Ghost of Default is a FastAPI-based machine learning web application for predicting credit default risk. It uses a logistic regression model trained on the UCI Default of Credit Card Clients dataset. The app provides RESTful API endpoints for creating, reading, updating, and deleting predicted outcomes and actual default records, with all data stored in a PostgreSQL database.
- 🚀 FastAPI Integration: High-performance, modern web API framework.
- 🧠 Predictive Analytics: Logistic Regression model (via scikit-learn) for credit default risk prediction.
- 🗄️ Database Management (PostgreSQL): Stores client info, predictions, and actual defaults.
- 🔐 Data Validation with Pydantic: Ensures incoming request data matches defined schemas (e.g., types and ranges).
- 🔁 RESTful API Design: Versioned endpoints (e.g.
/v1/predictions) for clear, stateless operations. - ⚙️ Configurable Environment: All database and secret settings are managed via environment variables.
These features allow rapid development of new endpoints and safe handling of data, leveraging FastAPI’s automatic docs and validation.
- 🐍 Python 3.8+
- 🛢️ PostgreSQL (local or hosted instance)

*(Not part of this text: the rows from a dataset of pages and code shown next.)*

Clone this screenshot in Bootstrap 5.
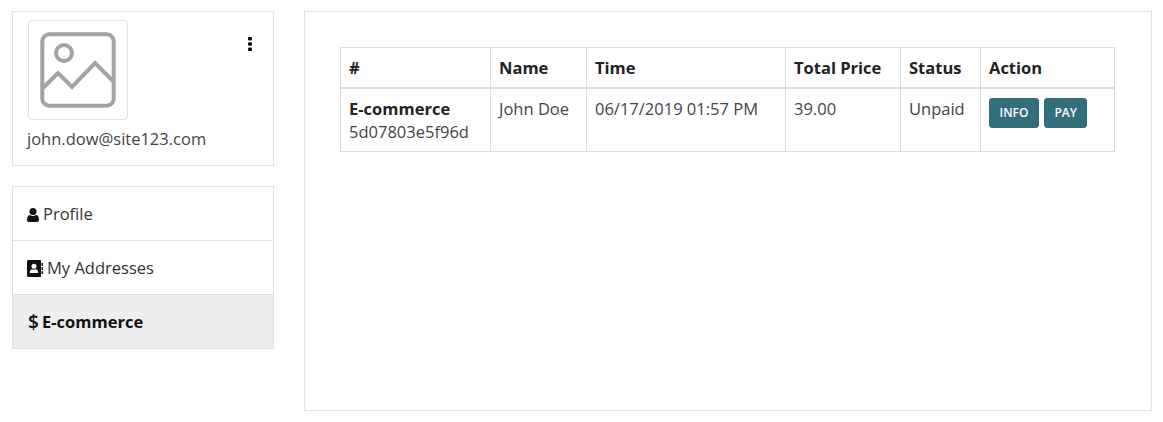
<!doctype html>
<html lang="en"><head><meta charset="utf-8"><title>Orders</title>
<link href="https://cdn.jsdelivr.net/npm/bootstrap@5.3.0/dist/css/bootstrap.min.css" rel="stylesheet">
<style>
html,body{height:100%;}
body{font-family:"Open Sans",sans-serif;font-size:16.5px;color:#444;background:#fff;overflow:hidden;}
.shell{padding:11px 11px 0 12px;gap:30px;}
.side{width:262px;flex:none;}
.main-panel{flex:1;height:400px;border:1px solid #e1e1e1;padding:35px;}
.user-box{border:1px solid #e1e1e1;height:155px;padding:8px 15px 0 15px;margin-bottom:20px;}
.thumb{width:100px;height:100px;border:1px solid #e1e1e1;border-radius:4px;display:flex;align-items:center;justify-content:center;}
.mail{margin:8px 0 0 -1px;line-height:22px;white-space:nowrap;}
.dots{margin-top:17px;margin-right:6px;}
.side-list{border:1px solid #e1e1e1;border-bottom:0;}
.side-item{display:flex;align-items:center;height:54px;padding:2px 14px 0;border-bottom:1px solid #e1e1e1;color:#333;text-decoration:none;white-space:nowrap;}
.side-item svg{margin-right:4px;flex:none;}
.side-item.on{background:#eee;color:#111;font-weight:700;padding-left:15px;}
.sign{font-size:19px;font-weight:600;line-height:1;width:14px;flex:none;}
.orders{table-layout:fixed;width:774px;margin:0;color:#444;border-color:#ddd;}
.orders th{font-weight:700;color:#222;padding:8px 8px 7px;line-height:24px;border:1px solid #ddd;border-bottom-width:2px;vertical-align:middle;}
.orders td{padding:8px;line-height:23px;border:1px solid #ddd;vertical-align:top;height:63px;}
.orders td b{color:#222;}
.btn-pair{gap:5px;margin-top:1px;}
.act{background:#336e7b;border:1px solid #336e7b;color:#fff;font-size:12px;font-weight:600;line-height:18px;padding:5px 9.500px;border-radius:3px;text-transform:uppercase;}
.act:hover{background:#2b5e69;color:#fff;}
.w1{width:150px}.w2{width:96px}.w3{width:199px}.w4{width:115px}.w5{width:80px}.w6{width:134px}
</style></head>
<body>
<div class="d-flex align-items-start shell">
  <aside class="side">
    <div class="user-box">
      <div class="d-flex justify-content-between align-items-start">
        <div class="thumb">
          <svg width="78" height="78" viewBox="0 0 78 78" fill="none" stroke="#a3a3a3" stroke-width="4"><rect x="3.300" y="3.300" width="71.400" height="71.400" rx="7"/><circle cx="25" cy="22" r="8"/><path d="M4 57 L19 42 L33 56 L56 32 L74 50"/></svg>
        </div>
        <svg class="dots" width="4" height="14" viewBox="0 0 4 14" fill="#111"><rect x="0" y="0" width="4" height="3.400" rx="1"/><rect x="0" y="5.300" width="4" height="3.400" rx="1"/><rect x="0" y="10.600" width="4" height="3.400" rx="1"/></svg>
      </div>
      <div class="mail">john.dow@site123.com</div>
    </div>
    <nav class="side-list">
      <a class="side-item" href="#"><svg width="12" height="14" viewBox="0 0 12 14" fill="#111"><circle cx="6" cy="3.500" r="3.500"/><path d="M0 12c0-3.500 1.500-5 3-5 .8.600 1.800 1 3 1s2.200-.4 3-1c1.500 0 3 1.500 3 5 0 1.300-.8 2-2 2H2c-1.200 0-2-.7-2-2z"/></svg>Profile</a>
      <a class="side-item" href="#"><svg width="16" height="17" viewBox="0 0 16 17"><path fill="#111" d="M1.500 0h11.500c.6 0 1 .4 1 1v15c0 .6-.4 1-1 1H1.500C.7 17 0 16.300 0 15.500v-14C0 .7.700 0 1.500 0zM14.500 3H16v2.700h-1.500zM14.500 7.200H16v2.700h-1.500zM14.500 11.300H16V14h-1.500z"/><circle cx="7" cy="6.300" r="2.500" fill="#fff"/><path fill="#fff" d="M2.800 13c0-2.600 1.200-3.700 2.300-3.700.5.300 1.200.5 1.900.5s1.400-.2 1.900-.5c1.100 0 2.300 1.100 2.300 3.700z"/></svg>My Addresses</a>
      <a class="side-item on" href="#"><span class="sign">$</span>E-commerce</a>
    </nav>
  </aside>
  <main class="main-panel">
    <table class="table orders">
      <colgroup><col class="w1"><col class="w2"><col class="w3"><col class="w4"><col class="w5"><col class="w6"></colgroup>
      <thead><tr><th>#</th><th>Name</th><th>Time</th><th>Total Price</th><th>Status</th><th>Action</th></tr></thead>
      <tbody><tr>
        <td><b>E-commerce</b><br>5d07803e5f96d</td><td>John Doe</td><td>06/17/2019 01:57 PM</td><td>39.00</td><td>Unpaid</td>
        <td><div class="d-flex btn-pair"><a class="btn act" href="#">Info</a><a class="btn act" href="#">Pay</a></div></td>
      </tr></tbody>
    </table>
  </main>
</div>
<script src="https://cdn.jsdelivr.net/npm/bootstrap@5.3.0/dist/js/bootstrap.bundle.min.js"></script>
</body></html>
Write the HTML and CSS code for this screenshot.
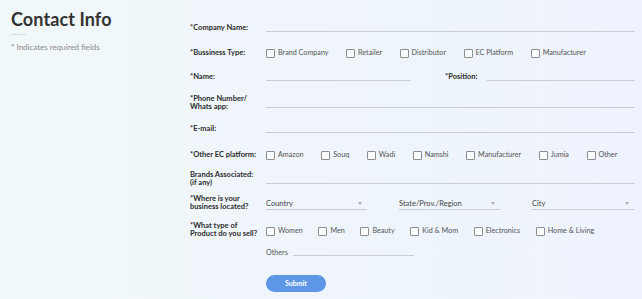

- 📦 Python Dependencies as listed in
requirements.txt
1. Clone the repository and navigate into it:
git clone https://github.com/sxlecquer/ghost-of-default.git
cd ghost-of-default2. Create a virtual environment:
python -m venv .venv3. Activate the virtual environment:
- macOS/Linux
| Shell | Command to activate virtual environment |
|---|---|
| bash/zsh | $ source <venv>/bin/activate |
| fish | $ source <venv>/bin/activate.fish |
| csh/tcsh | $ source <venv>/bin/activate.csh |
| pwsh | $ <venv>/bin/Activate.ps1 |
- Windows
| Shell | Command to activate virtual environment |
|---|---|
| cmd.exe | C:> <venv>\Scripts\activate.bat |
| PowerShell | PS C:> <venv>\Scripts\Activate.ps1 |
<venv> must be replaced by the path to the directory containing the virtual environment
4. Install the required packages:
pip install -r requirements.txtImportant
The ASGI server uvicorn must be installed separately (it may not appear in requirements.txt). Install with:
pip install uvicorn5. Configure environment variables:
Copy the example file backend/.env.example to backend/.env and adjust it as needed. The settings point to your PostgreSQL database. If you change the DB credentials, update this file accordingly.
1. Start your database
Ensure PostgreSQL is running and that the database (e.g., credit_default_db) exists and is accessible with the credentials specified in your .env file.
2. Launch the app
From the project root directory, run:
uvicorn backend.app.main:app --reloadThis starts the FastAPI server on http://localhost:8000. The --reload flag enables auto-reload on code changes.
3. Access the API docs
Open your browser to http://localhost:8000/docs to view the Swagger UI - interactive documentation that lists all endpoints, request/response models, and allows for easy testing.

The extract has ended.